■ DATA BLOCK:
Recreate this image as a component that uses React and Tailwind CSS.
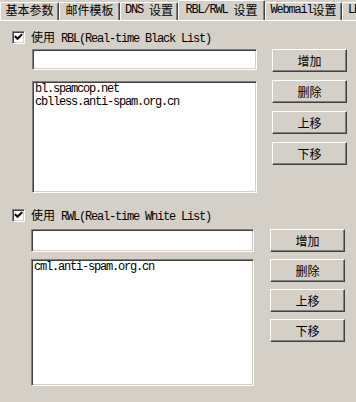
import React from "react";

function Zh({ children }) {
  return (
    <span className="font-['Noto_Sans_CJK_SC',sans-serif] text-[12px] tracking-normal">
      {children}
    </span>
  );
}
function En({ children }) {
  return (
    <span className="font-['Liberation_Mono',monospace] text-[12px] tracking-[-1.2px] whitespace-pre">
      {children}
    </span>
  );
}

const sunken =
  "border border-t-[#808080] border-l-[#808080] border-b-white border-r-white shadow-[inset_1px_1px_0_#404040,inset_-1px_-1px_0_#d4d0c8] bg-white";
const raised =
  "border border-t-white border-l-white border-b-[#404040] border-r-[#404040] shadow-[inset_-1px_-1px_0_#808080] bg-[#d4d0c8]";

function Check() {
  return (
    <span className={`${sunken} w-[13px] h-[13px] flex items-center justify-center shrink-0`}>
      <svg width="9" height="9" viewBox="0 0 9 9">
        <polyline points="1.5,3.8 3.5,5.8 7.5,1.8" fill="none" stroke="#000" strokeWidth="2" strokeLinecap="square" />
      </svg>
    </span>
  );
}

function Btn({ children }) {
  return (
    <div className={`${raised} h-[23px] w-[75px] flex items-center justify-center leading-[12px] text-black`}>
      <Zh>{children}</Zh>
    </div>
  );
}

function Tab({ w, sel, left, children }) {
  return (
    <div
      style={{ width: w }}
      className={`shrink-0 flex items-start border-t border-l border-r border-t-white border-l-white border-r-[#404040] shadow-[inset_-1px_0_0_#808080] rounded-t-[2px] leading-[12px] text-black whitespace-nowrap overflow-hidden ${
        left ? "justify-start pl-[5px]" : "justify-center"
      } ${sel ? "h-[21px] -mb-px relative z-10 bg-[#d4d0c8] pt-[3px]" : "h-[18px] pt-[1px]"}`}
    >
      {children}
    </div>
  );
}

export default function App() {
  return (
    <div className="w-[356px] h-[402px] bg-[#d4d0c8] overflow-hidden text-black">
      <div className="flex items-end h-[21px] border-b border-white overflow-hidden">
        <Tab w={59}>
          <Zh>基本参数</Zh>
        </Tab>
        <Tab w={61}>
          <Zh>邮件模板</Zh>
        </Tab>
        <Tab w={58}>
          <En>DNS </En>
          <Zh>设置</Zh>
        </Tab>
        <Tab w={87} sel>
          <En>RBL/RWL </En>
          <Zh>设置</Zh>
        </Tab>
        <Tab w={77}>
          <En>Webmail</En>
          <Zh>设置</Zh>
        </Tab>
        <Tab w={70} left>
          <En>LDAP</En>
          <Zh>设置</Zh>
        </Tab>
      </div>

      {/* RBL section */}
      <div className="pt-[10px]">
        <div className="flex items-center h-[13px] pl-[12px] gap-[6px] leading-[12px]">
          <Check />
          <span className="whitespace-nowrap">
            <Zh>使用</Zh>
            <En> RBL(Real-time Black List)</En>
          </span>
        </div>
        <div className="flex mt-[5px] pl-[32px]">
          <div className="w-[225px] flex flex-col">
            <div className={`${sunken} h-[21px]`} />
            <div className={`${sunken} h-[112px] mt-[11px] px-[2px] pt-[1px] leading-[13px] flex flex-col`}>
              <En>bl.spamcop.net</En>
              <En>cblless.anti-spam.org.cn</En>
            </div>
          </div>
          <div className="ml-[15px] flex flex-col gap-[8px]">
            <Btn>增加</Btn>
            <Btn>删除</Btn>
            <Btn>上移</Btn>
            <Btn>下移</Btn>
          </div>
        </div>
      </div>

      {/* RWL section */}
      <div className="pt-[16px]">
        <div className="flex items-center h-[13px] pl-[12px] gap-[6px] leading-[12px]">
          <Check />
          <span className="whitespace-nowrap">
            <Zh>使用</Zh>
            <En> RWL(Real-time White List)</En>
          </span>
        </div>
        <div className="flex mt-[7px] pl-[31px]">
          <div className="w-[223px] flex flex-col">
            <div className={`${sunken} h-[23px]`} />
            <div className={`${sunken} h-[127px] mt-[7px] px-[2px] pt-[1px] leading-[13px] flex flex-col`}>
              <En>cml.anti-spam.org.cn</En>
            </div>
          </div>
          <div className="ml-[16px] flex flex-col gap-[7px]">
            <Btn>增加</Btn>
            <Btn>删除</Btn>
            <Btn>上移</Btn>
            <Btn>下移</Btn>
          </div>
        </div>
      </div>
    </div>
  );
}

■ GOAL OF THE EXERCISE:
Please set down each line of the data above exactly as written, without the pictures.

■ TASK SOLUTION:
Recreate this image as a component that uses React and Tailwind CSS.
import React from "react";

function Zh({ children }) {
  return (
    <span className="font-['Noto_Sans_CJK_SC',sans-serif] text-[12px] tracking-normal">
      {children}
    </span>
  );
}
function En({ children }) {
  return (
    <span className="font-['Liberation_Mono',monospace] text-[12px] tracking-[-1.2px] whitespace-pre">
      {children}
    </span>
  );
}

const sunken =
  "border border-t-[#808080] border-l-[#808080] border-b-white border-r-white shadow-[inset_1px_1px_0_#404040,inset_-1px_-1px_0_#d4d0c8] bg-white";
const raised =
  "border border-t-white border-l-white border-b-[#404040] border-r-[#404040] shadow-[inset_-1px_-1px_0_#808080] bg-[#d4d0c8]";

function Check() {
  return (
    <span className={`${sunken} w-[13px] h-[13px] flex items-center justify-center shrink-0`}>
      <svg width="9" height="9" viewBox="0 0 9 9">
        <polyline points="1.5,3.8 3.5,5.8 7.5,1.8" fill="none" stroke="#000" strokeWidth="2" strokeLinecap="square" />
      </svg>
    </span>
  );
}

function Btn({ children }) {
  return (
    <div className={`${raised} h-[23px] w-[75px] flex items-center justify-center leading-[12px] text-black`}>
      <Zh>{children}</Zh>
    </div>
  );
}

function Tab({ w, sel, left, children }) {
  return (
    <div
      style={{ width: w }}
      className={`shrink-0 flex items-start border-t border-l border-r border-t-white border-l-white border-r-[#404040] shadow-[inset_-1px_0_0_#808080] rounded-t-[2px] leading-[12px] text-black whitespace-nowrap overflow-hidden ${
        left ? "justify-start pl-[5px]" : "justify-center"
      } ${sel ? "h-[21px] -mb-px relative z-10 bg-[#d4d0c8] pt-[3px]" : "h-[18px] pt-[1px]"}`}
    >
      {children}
    </div>
  );
}

export default function App() {
  return (
    <div className="w-[356px] h-[402px] bg-[#d4d0c8] overflow-hidden text-black">
      <div className="flex items-end h-[21px] border-b border-white overflow-hidden">
        <Tab w={59}>
          <Zh>基本参数</Zh>
        </Tab>
        <Tab w={61}>
          <Zh>邮件模板</Zh>
        </Tab>
        <Tab w={58}>
          <En>DNS </En>
          <Zh>设置</Zh>
        </Tab>
        <Tab w={87} sel>
          <En>RBL/RWL </En>
          <Zh>设置</Zh>
        </Tab>
        <Tab w={77}>
          <En>Webmail</En>
          <Zh>设置</Zh>
        </Tab>
        <Tab w={70} left>
          <En>LDAP</En>
          <Zh>设置</Zh>
        </Tab>
      </div>

      {/* RBL section */}
      <div className="pt-[10px]">
        <div className="flex items-center h-[13px] pl-[12px] gap-[6px] leading-[12px]">
          <Check />
          <span className="whitespace-nowrap">
            <Zh>使用</Zh>
            <En> RBL(Real-time Black List)</En>
          </span>
        </div>
        <div className="flex mt-[5px] pl-[32px]">
          <div className="w-[225px] flex flex-col">
            <div className={`${sunken} h-[21px]`} />
            <div className={`${sunken} h-[112px] mt-[11px] px-[2px] pt-[1px] leading-[13px] flex flex-col`}>
              <En>bl.spamcop.net</En>
              <En>cblless.anti-spam.org.cn</En>
            </div>
          </div>
          <div className="ml-[15px] flex flex-col gap-[8px]">
            <Btn>增加</Btn>
            <Btn>删除</Btn>
            <Btn>上移</Btn>
            <Btn>下移</Btn>
          </div>
        </div>
      </div>

      {/* RWL section */}
      <div className="pt-[16px]">
        <div className="flex items-center h-[13px] pl-[12px] gap-[6px] leading-[12px]">
          <Check />
          <span className="whitespace-nowrap">
            <Zh>使用</Zh>
            <En> RWL(Real-time White List)</En>
          </span>
        </div>
        <div className="flex mt-[7px] pl-[31px]">
          <div className="w-[223px] flex flex-col">
            <div className={`${sunken} h-[23px]`} />
            <div className={`${sunken} h-[127px] mt-[7px] px-[2px] pt-[1px] leading-[13px] flex flex-col`}>
              <En>cml.anti-spam.org.cn</En>
            </div>
          </div>
          <div className="ml-[16px] flex flex-col gap-[7px]">
            <Btn>增加</Btn>
            <Btn>删除</Btn>
            <Btn>上移</Btn>
            <Btn>下移</Btn>
          </div>
        </div>
      </div>
    </div>
  );
}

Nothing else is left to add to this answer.